Let me make it clear.  I’m not asking mainstream media to become a Democratic version of Fox News.  I just want them to tell the truth in plain English.  Their failure to use the L-word distorts the record.  Trump isn’t mistaken.  He’s lying.  So are his Republican enablers.  And they’re going to lie a lot more in 2018, about matters critical to the survival of the Republic. 

Those lies are part of a deliberate political strategy, and they’re killing people.  From ICE deportations to health care cuts to rescinding environmental regulations to ignoring climate change, people will die because Republicans lie. 

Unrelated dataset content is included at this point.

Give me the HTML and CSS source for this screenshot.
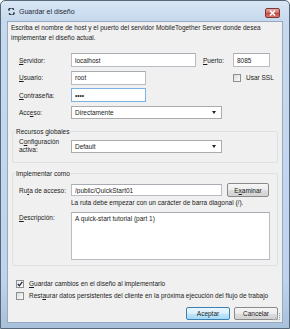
FILE: index.html
```html
<!DOCTYPE html>
<html lang="es">
<head>
    <meta charset="UTF-8">
    <title>Guardar el diseño</title>
    <link rel="stylesheet" href="styles.css">
</head>
<body>
    <div class="window">
        <div class="titlebar">
            <svg class="app-icon" width="7" height="7" viewBox="0 0 7 7">
                <path d="M1 2.2 A2.2 2.2 0 0 1 5.6 2" fill="none" stroke="#2b3440" stroke-width="1.3"/>
                <path d="M6 4.8 A2.2 2.2 0 0 1 1.4 5" fill="none" stroke="#2b3440" stroke-width="1.3"/>
                <path d="M0 1.2 L2 1.6 L1 3.2 Z M7 5.8 L5 5.4 L6 3.8 Z" fill="#2b3440"/>
            </svg>
            <span class="title">Guardar el diseño</span>
            <div class="close-btn">
                <svg width="7" height="6" viewBox="0 0 7 6">
                    <path d="M1 0.5 L6 5.5 M6 0.5 L1 5.5" stroke="#fff" stroke-width="1.6"/>
                </svg>
            </div>
        </div>

        <div class="client">
            <p class="intro">Escriba el nombre de host y el puerto del servidor MobileTogether Server donde desea<br>implementar el diseño actual.</p>

            <div class="server-form">
                <label class="lbl"><u>S</u>ervidor:</label>
                <input class="field server-field" type="text" value="localhost">
                <label class="lbl port-lbl"><u>P</u>uerto:</label>
                <input class="field port-field" type="text" value="8085">

                <label class="lbl"><u>U</u>suario:</label>
                <input class="field short-field" type="text" value="root">
                <label class="check ssl-check"><span class="box"></span><span>Usar SSL</span></label>

                <label class="lbl"><u>C</u>ontraseña:</label>
                <input class="field short-field focused" type="password" value="abcd">

                <label class="lbl">Acc<u>e</u>so:</label>
                <div class="combo wide-combo">Directamente<span class="arrow"></span></div>
            </div>

            <fieldset class="group">
                <legend>Recursos globales</legend>
                <div class="group-row">
                    <label class="lbl two-line">C<u>o</u>nfiguración<br>activa:</label>
                    <div class="combo wide-combo">Default<span class="arrow"></span></div>
                </div>
            </fieldset>

            <fieldset class="group deploy-group">
                <legend>Implementar como</legend>
                <div class="group-row">
                    <label class="lbl">Ru<u>t</u>a de acceso:</label>
                    <input class="field path-field" type="text" value="/public/QuickStart01">
                    <button class="btn browse-btn">E<u>x</u>aminar</button>
                </div>
                <div class="hint">La ruta debe empezar con un carácter de barra diagonal (/).</div>
                <div class="group-row desc-row">
                    <label class="lbl"><u>D</u>escripción:</label>
                    <div class="field desc-field">A quick-start tutorial (part 1)</div>
                </div>
            </fieldset>

            <div class="options">
                <label class="check"><span class="box checked">
                    <svg width="6" height="6" viewBox="0 0 6 6"><path d="M0.8 3 L2.4 4.8 L5.3 0.8" fill="none" stroke="#1f2a44" stroke-width="1.3"/></svg>
                </span><span><u>G</u>uardar cambios en el diseño al implementarlo</span></label>
                <label class="check"><span class="box"></span><span>Rest<u>a</u>urar datos persistentes del cliente en la próxima ejecución del flujo de trabajo</span></label>
            </div>

            <div class="actions">
                <button class="btn default-btn">Aceptar</button>
                <button class="btn">Cancelar</button>
            </div>

            <svg class="grip" width="8" height="8" viewBox="0 0 8 8">
                <g fill="#a9b3bd">
                    <rect x="6" y="0" width="1.2" height="1.2"/>
                    <rect x="4" y="2" width="1.2" height="1.2"/><rect x="6" y="2" width="1.2" height="1.2"/>
                    <rect x="2" y="4" width="1.2" height="1.2"/><rect x="4" y="4" width="1.2" height="1.2"/><rect x="6" y="4" width="1.2" height="1.2"/>
                    <rect x="0" y="6" width="1.2" height="1.2"/><rect x="2" y="6" width="1.2" height="1.2"/><rect x="4" y="6" width="1.2" height="1.2"/><rect x="6" y="6" width="1.2" height="1.2"/>
                </g>
            </svg>
        </div>
    </div>
</body>
</html>
```

FILE: styles.css
```css
* {
    box-sizing: border-box;
}

body {
    margin: 0;
    font-family: "Liberation Sans", Arial, sans-serif;
    font-size: 6.5px;
    color: #1b1b1b;
}

/* Window frame */
.window {
    width: 290px;
    height: 329px;
    border: 1px solid #56677a;
    border-radius: 5px 5px 0 0;
    background: linear-gradient(#d9e6f4, #c6d9ee 20px, #bfd4ec 280px, #a9c0da);
    padding: 0 6px 5px;
    display: flex;
    flex-direction: column;
}

.titlebar {
    height: 20px;
    display: flex;
    align-items: center;
    padding-left: 1px;
}

.app-icon {
    margin-top: 1px;
}

.title {
    margin-left: 4px;
    font-size: 7px;
    color: #1e2a36;
}

.close-btn {
    margin-left: auto;
    margin-right: 3px;
    margin-top: 4px;
    width: 15px;
    height: 10px;
    border: 1px solid #7a3a3a;
    border-radius: 2px;
    background: linear-gradient(#e8a8a0, #d0665c 50%, #c4453a 51%, #d87a6c);
    display: flex;
    align-items: center;
    justify-content: center;
}

.client {
    flex: 1;
    position: relative;
    background: #f0f0f0;
    border: 1px solid #94aac2;
}

.intro {
    margin: 1px 0 0 3px;
    line-height: 10px;
}

/* Server settings */
.server-form {
    display: grid;
    grid-template-columns: 52px 125px 7px 30px 37px;
    grid-auto-rows: 14px;
    row-gap: 3.5px;
    align-items: center;
    margin: 10px 0 0 11px;
}

.lbl {
    white-space: nowrap;
}

.server-form .lbl:not(.port-lbl) {
    grid-column: 1;
}

.port-lbl {
    grid-column: 4;
}

.ssl-check {
    grid-column: 5;
    white-space: nowrap;
}

.field {
    height: 14px;
    border: 1px solid #b9bcc2;
    border-top-color: #a9adb3;
    background: #fff;
    font: inherit;
    color: inherit;
    padding: 0 3px;
    margin: 0;
    outline: none;
}

.server-field {
    width: 125px;
}

.port-field {
    width: 37px;
}

.short-field {
    width: 75px;
    grid-column: 2;
}

.focused {
    border-color: #7db2e2;
}

.combo {
    height: 13px;
    border: 1px solid #acacac;
    background: #fff;
    padding: 0 3px;
    display: flex;
    align-items: center;
}

.wide-combo {
    width: 151px;
    grid-column: 2 / 6;
}

.arrow {
    margin-left: auto;
    margin-right: 2px;
    border-left: 2.5px solid transparent;
    border-right: 2.5px solid transparent;
    border-top: 3px solid #222;
}

/* Group boxes */
.group {
    margin: 7px 0 0 4px;
    width: 266px;
    border: 1px solid #e0e0e0;
    border-radius: 2px;
    padding: 0 0 9px 2px;
}

.group legend {
    padding: 0 1px;
    line-height: 9px;
}

.deploy-group {
    margin-top: 6px;
    padding-bottom: 5px;
}

.group-row {
    display: flex;
    align-items: center;
    margin: 4px 0 0 4px;
    height: 13px;
}

.deploy-group .group-row {
    margin-top: 6px;
}

.group-row .lbl {
    width: 52px;
}

.two-line {
    line-height: 8px;
}

.path-field {
    width: 151px;
    height: 12px;
}

.hint {
    margin-left: 56px;
    line-height: 9px;
    margin-top: 1px;
}

.desc-row {
    height: 48px;
    align-items: flex-start;
}

.deploy-group .desc-row {
    margin-top: 5px;
}

.desc-row .lbl {
    margin-top: 2px;
}

.desc-field {
    width: 199px;
    height: 48px;
    padding-top: 2px;
}

/* Checkboxes */
.check {
    display: flex;
    align-items: center;
    gap: 5px;
    line-height: 10px;
    white-space: nowrap;
}

.box {
    width: 8px;
    height: 8px;
    border: 1px solid #8e8f8f;
    background: linear-gradient(135deg, #dcdcdc, #fbfbfb);
    display: flex;
    align-items: center;
    justify-content: center;
    flex: none;
}

.box.checked {
    background: linear-gradient(135deg, #e8e8e8, #ffffff);
}

.options {
    margin: 13px 0 0 8px;
    display: flex;
    flex-direction: column;
    gap: 2px;
}

/* Buttons */
.btn {
    height: 13px;
    padding: 0 4px;
    font: inherit;
    color: inherit;
    border: 1px solid #8a8a8a;
    border-radius: 2px;
    background: linear-gradient(#f6f6f6, #ececec 50%, #dddddd 51%, #d2d2d2);
}

.browse-btn {
    width: 42px;
    height: 14px;
    margin-left: 5px;
}

.actions {
    display: flex;
    justify-content: flex-end;
    gap: 4px;
    margin: 6px 4px 0 0;
}

.actions .btn {
    width: 44px;
}

.default-btn {
    border-color: #3c7fb1;
    background: linear-gradient(#eaf6fd, #d9f0fc 50%, #bee6fd 51%, #a7d9f5);
}

.grip {
    position: absolute;
    right: 1px;
    bottom: 1px;
}
```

Once upon a time, the press cheered Hugo Black’s opinion.  Here’s more of it.  “In the First Amendment the Founding Fathers gave the free press the protection it must have to fulfill its essential role in our democracy. The press was to serve the governed, not the governors. The Government's power to censor the press was abolished so that the press would remain forever free to censure the Government. The press was protected so that it could bare the secrets of government and inform the people. Only a free and unrestrained press can effectively expose deception in government.”

But freedom of the press is a use-it-or-lose-it proposition.  Back in the early 70s, a free and unrestrained press was instrumental in helping to end the war in Vietnam and send Watergate criminals to prison (well, all but one of them).  In 2018, a new generation of journalists is faced with a comparable challenge.  I hope they’re up to it.